Istilah Ulul Azmi berasal dari frasa Arab ulū al-‘azm (أُولُو الْعَزْمِ), yang secara harfiah berarti "pemilik keteguhan hati". Dalam Al-Qur’an, gelar ini termaktub dalam Surah Al-Ahqaf ayat 35: "Maka bersabarlah engkau sebagaimana kesabaran para nabi Ulul Azmi." Kelima nabi tersebut adalah Nuh, Ibrahim, Musa, Isa, dan Muhammad—figur yang diyakini oleh umat Islam sebagai pemilik keteguhan tertinggi dalam menjalani misi kenabian.

Menurut Dr. Syafiq Basyah, pakar tafsir Universitas Al-Azhar Kairo, "Ulul Azmi adalah simbol ketahanan jiwa. Mereka menghadapi ujian yang tak hanya fisik, tetapi juga psikis dan sosial, dengan kesabaran yang melampaui batas manusia biasa."

Ujian yang Membentuk Sejarah

Setiap nabi Ulul Azmi dihadapkan pada tantangan yang mencerminkan kompleksitas zamannya:

1. Nabi Nuh AS: Berdakwah selama 950 tahun menghadapi cemooh dan penolakan, bahkan dari keluarganya. Kisahnya mengajarkan konsistensi dalam prinsip meski hasil tak kunjung terlihat. Banjir besar yang menghancurkan kaumnya menjadi metafora tentang konsekuensi pengingkaran terhadap nilai kemanusiaan dan lingkungan.

2. Nabi Ibrahim AS: Ujiannya bersifat personal-transendental: menghadapi api Raja Namrud, mengorbankan anaknya Ismail, hingga meninggalkan keluarga di gurun Makkah. Ibrahim menjadi ikon tawakal (berserah diri) yang aktif, bukan pasif.

3. Nabi Musa AS: Konfrontasi dengan Fir’aun, penguasa zalim yang mengklaim diri sebagai tuhan, mencerminkan perjuangan melawan tirani politik dan kesombongan intelektual. Dialog Musa dengan Fir’aun dalam Surah Thaha menjadi preseden awal tentang pentingnya keberanian menyuarakan kebenaran di hadapan kekuasaan korup.

4. Nabi Isa AS: Menghadapi fitnah dan pengkhianatan, termasuk upaya pembunuhan oleh penguasa Romawi. Ajaran kasih sayangnya menjadi fondasi etika sosial yang relevan hingga kini.

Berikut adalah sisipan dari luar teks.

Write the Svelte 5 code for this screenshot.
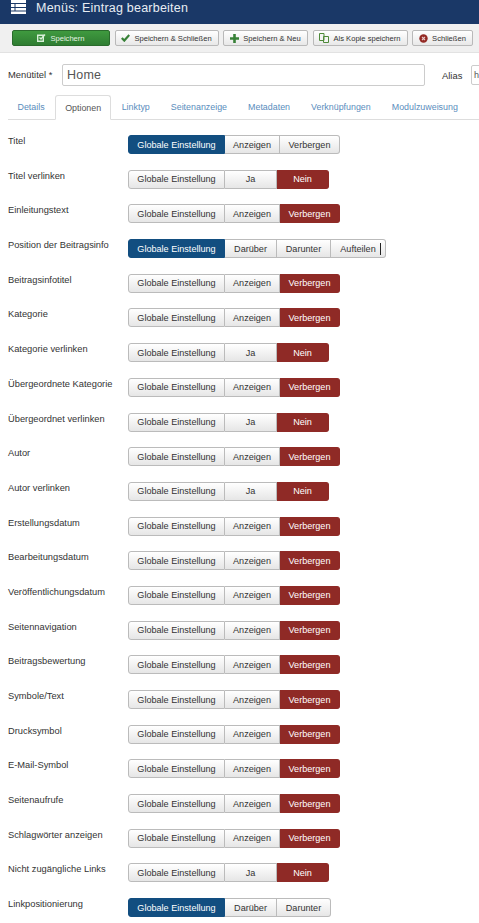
<script>
  const G = 'Globale Einstellung';
  const show = [G, 'Anzeigen', 'Verbergen'];
  const yn = [G, 'Ja', 'Nein'];
  const pos = [G, 'Darüber', 'Darunter', 'Aufteilen'];

  const rows = [
    { label: 'Titel', opts: show, active: 0 },
    { label: 'Titel verlinken', opts: yn, active: 2 },
    { label: 'Einleitungstext', opts: show, active: 2 },
    { label: 'Position der Beitragsinfo', opts: pos, active: 0, caret: true },
    { label: 'Beitragsinfotitel', opts: show, active: 2 },
    { label: 'Kategorie', opts: show, active: 2 },
    { label: 'Kategorie verlinken', opts: yn, active: 2 },
    { label: 'Übergeordnete Kategorie', opts: show, active: 2 },
    { label: 'Übergeordnet verlinken', opts: yn, active: 2 },
    { label: 'Autor', opts: show, active: 2 },
    { label: 'Autor verlinken', opts: yn, active: 2 },
    { label: 'Erstellungsdatum', opts: show, active: 2 },
    { label: 'Bearbeitungsdatum', opts: show, active: 2 },
    { label: 'Veröffentlichungsdatum', opts: show, active: 2 },
    { label: 'Seitennavigation', opts: show, active: 2 },
    { label: 'Beitragsbewertung', opts: show, active: 2 },
    { label: 'Symbole/Text', opts: show, active: 2 },
    { label: 'Drucksymbol', opts: show, active: 2 },
    { label: 'E-Mail-Symbol', opts: show, active: 2 },
    { label: 'Seitenaufrufe', opts: show, active: 2 },
    { label: 'Schlagwörter anzeigen', opts: show, active: 2 },
    { label: 'Nicht zugängliche Links', opts: yn, active: 2 },
    { label: 'Linkpositionierung', opts: [G, 'Darüber', 'Darunter'], active: 0 }
  ];

  const tabs = ['Details', 'Optionen', 'Linktyp', 'Seitenanzeige', 'Metadaten', 'Verknüpfungen', 'Modulzuweisung'];

  function widthClass(opt) {
    if (opt === G) return 'w-global';
    if (opt === 'Anzeigen') return 'w-show';
    if (opt === 'Verbergen') return 'w-hide';
    if (opt === 'Darunter') return 'w-below';
    if (opt === 'Aufteilen') return 'w-split';
    return 'w-short';
  }
</script>

<div class="page">
  <header class="topbar">
    <svg class="menu-icon" width="15" height="14" viewBox="0 0 15 14">
      <path d="M0 0h15v14H0z" fill="#fff" />
      <path d="M0 3.500h15M0 7.500h15M0 11h15M4 3.500v7.500" stroke="#1a3867" stroke-width="1" fill="none" />
    </svg>
    <h1>Menüs: Eintrag bearbeiten</h1>
  </header>

  <div class="toolbar">
    <button class="tool save">
      <svg width="9" height="8" viewBox="0 0 9 8"><path d="M.7 1.200h5.600v6H.7z" fill="none" stroke="#d8f0d8" stroke-width="1.400" /><path d="M2.500 3.500l1.500 1.500 4-4.500" fill="none" stroke="#d8f0d8" stroke-width="1.400" /></svg>
      Speichern
    </button>
    <button class="tool t-close">
      <svg width="9" height="8" viewBox="0 0 9 8"><path d="M.8 4l2.500 2.600 5-5.600" fill="none" stroke="#378137" stroke-width="2.200" /></svg>
      Speichern &amp; Schließen
    </button>
    <button class="tool t-new">
      <svg width="9" height="9" viewBox="0 0 9 9"><path d="M4.500 0v9M0 4.500h9" stroke="#378137" stroke-width="2.600" /></svg>
      Speichern &amp; Neu
    </button>
    <button class="tool t-copy">
      <svg width="10" height="10" viewBox="0 0 10 10"><path d="M.5.500h4.500v7H.5zM4.500 3.500h5v6h-5z" fill="#f4f4f4" stroke="#4f8a3a" stroke-width="1" /></svg>
      Als Kopie speichern
    </button>
    <button class="tool t-exit">
      <svg width="9" height="9" viewBox="0 0 9 9"><circle cx="4.500" cy="4.500" r="4.200" fill="#942a25" /><path d="M3 3l3 3M6 3l-3 3" stroke="#e8c8c8" stroke-width="1.100" /></svg>
      Schließen
    </button>
  </div>

  <div class="title-row">
    <span class="title-label">Menütitel *</span>
    <div class="title-input">Home</div>
    <span class="alias-label">Alias</span>
    <div class="alias-input">h</div>
  </div>

  <nav class="tabs">
    {#each tabs as tab}
      <span class="tab" class:current={tab === 'Optionen'}>{tab}</span>
    {/each}
  </nav>

  <section class="options">
    {#each rows as row}
      <div class="row">
        <span class="row-label">{row.label}</span>
        <div class="group">
          {#each row.opts as opt, i}
            <span
              class="opt {widthClass(opt)}"
              class:on-blue={row.active === i && i === 0}
              class:on-red={row.active === i && i > 0}
            >{opt}{#if row.caret && opt === 'Aufteilen'}<i class="caret"></i>{/if}</span>
          {/each}
        </div>
      </div>
    {/each}
  </section>
</div>

<style>
  :global(body) {
    margin: 0;
    background: #fff;
  }

  .page {
    width: 479px;
    height: 923px;
    overflow: hidden;
    font-family: "Liberation Sans", Arial, sans-serif;
    color: #333;
  }

  .topbar {
    height: 24px;
    background: #1a3867;
    display: flex;
    align-items: flex-start;
    padding-left: 11px;
    gap: 10px;
  }

  .menu-icon {
    flex: none;
  }

  h1 {
    margin: 1px 0 0;
    font-size: 12.500px;
    line-height: 15px;
    font-weight: 400;
    color: #e8edf3;
    letter-spacing: 0.220px;
  }

  .toolbar {
    height: 29px;
    box-sizing: border-box;
    background: #f0f0f0;
    border-bottom: 1px solid #e2e2e2;
    display: flex;
    align-items: flex-start;
    padding: 6px 0 0 12px;
    gap: 4.500px;
  }

  .tool {
    height: 16px;
    box-sizing: border-box;
    padding: 0;
    border: 1px solid #b9b9b9;
    border-radius: 2px;
    background: linear-gradient(#fff, #e8e8e8);
    font: 7.600px "Liberation Sans", Arial, sans-serif;
    color: #333;
    white-space: nowrap;
    display: flex;
    align-items: center;
    justify-content: center;
    gap: 4px;
  }

  .save {
    width: 98px;
    background: linear-gradient(#3f9a3f, #2f7d32);
    border-color: #2a6b2c;
    color: #e4f3e4;
  }

  .t-close { width: 104px; }
  .t-new { width: 85px; }
  .t-copy { width: 95px; }
  .t-exit { width: 61px; }

  .title-row {
    display: flex;
    align-items: center;
    height: 22px;
    margin-top: 11px;
    padding-left: 8px;
    font-size: 9.400px;
  }

  .title-label {
    width: 54px;
    flex: none;
    margin-top: -1px;
  }

  .title-input {
    width: 363px;
    height: 22px;
    box-sizing: border-box;
    flex: none;
    border: 1px solid #ccc;
    border-radius: 2px;
    padding-left: 4px;
    font-size: 12.500px;
    line-height: 20px;
    letter-spacing: 0.200px;
    color: #555;
  }

  .alias-label {
    margin-left: 17px;
    width: 29px;
    flex: none;
    font-size: 9.400px;
  }

  .alias-input {
    flex: none;
    width: 20px;
    height: 20px;
    box-sizing: border-box;
    border: 1px solid #ccc;
    border-radius: 2px;
    padding-left: 2px;
    line-height: 18px;
    font-size: 9px;
    color: #555;
  }

  .tabs {
    display: flex;
    align-items: flex-end;
    height: 24px;
    margin-top: 9px;
    margin-left: 8px;
    border-bottom: 1px solid #ddd;
    font-size: 8.900px;
  }

  .tab {
    height: 24px;
    line-height: 14px;
    padding: 5px 10.500px 0;
    color: #5a8dbd;
    white-space: nowrap;
    box-sizing: border-box;
  }

  .tab:first-child {
    padding-left: 9.500px;
  }

  .tab.current {
    height: 25px;
    margin-bottom: -1px;
    background: #fff;
    border: 1px solid #ddd;
    border-bottom-color: #fff;
    border-radius: 3px 3px 0 0;
    color: #555;
    padding: 5px 9px 0;
  }

  .options {
    margin-top: 15px;
    padding-left: 8px;
  }

  .row {
    height: 34.700px;
    display: flex;
    align-items: flex-start;
  }

  .row-label {
    width: 120px;
    flex: none;
    font-size: 9.300px;
    line-height: 14px;
    white-space: nowrap;
    margin-top: -1px;
  }

  .group {
    display: flex;
    height: 19px;
  }

  .opt {
    box-sizing: border-box;
    height: 19px;
    display: flex;
    align-items: center;
    justify-content: center;
    position: relative;
    border: 1px solid #bbb;
    border-left-width: 0;
    background: linear-gradient(#fff, #e6e6e6);
    font-size: 9.100px;
    color: #333;
    white-space: nowrap;
  }

  .opt:first-child {
    border-left-width: 1px;
    border-radius: 3px 0 0 3px;
  }

  .opt:last-child {
    border-radius: 0 3px 3px 0;
  }

  .w-global { width: 97px; }
  .w-show { width: 55px; }
  .w-hide { width: 60px; }
  .w-short { width: 52px; }
  .w-below { width: 54px; }
  .w-split { width: 55px; }

  .on-blue {
    background: #124e80;
    border-color: #124e80;
    color: #fff;
  }

  .on-red {
    background: #8f2a26;
    border-color: #8f2a26;
    color: #fff;
  }

  .caret {
    position: absolute;
    right: 4px;
    top: 3px;
    width: 1px;
    height: 12px;
    background: #222;
  }
</style>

5. Nabi Muhammad SAW: Ditinggal keluarga, dikepung embargo ekonomi, hingga difitnah, Rasulullah menyatukan suku-suku Arab yang terpecah dalam naungan Piagam Madinah. Kepemimpinannya menjadi model resolusi konflik dan inklusivitas.

Relevansi di Era Modern

Kisah Ulul Azmi bukan sekadar narasi masa lalu. Dalam konteks kekinian, keteguhan Nuh mengingatkan pada krisis lingkungan; perjuangan Musa menginspirasi gerakan anti-diktator; sementara diplomasi Muhammad menjadi rujukan toleransi multikultural.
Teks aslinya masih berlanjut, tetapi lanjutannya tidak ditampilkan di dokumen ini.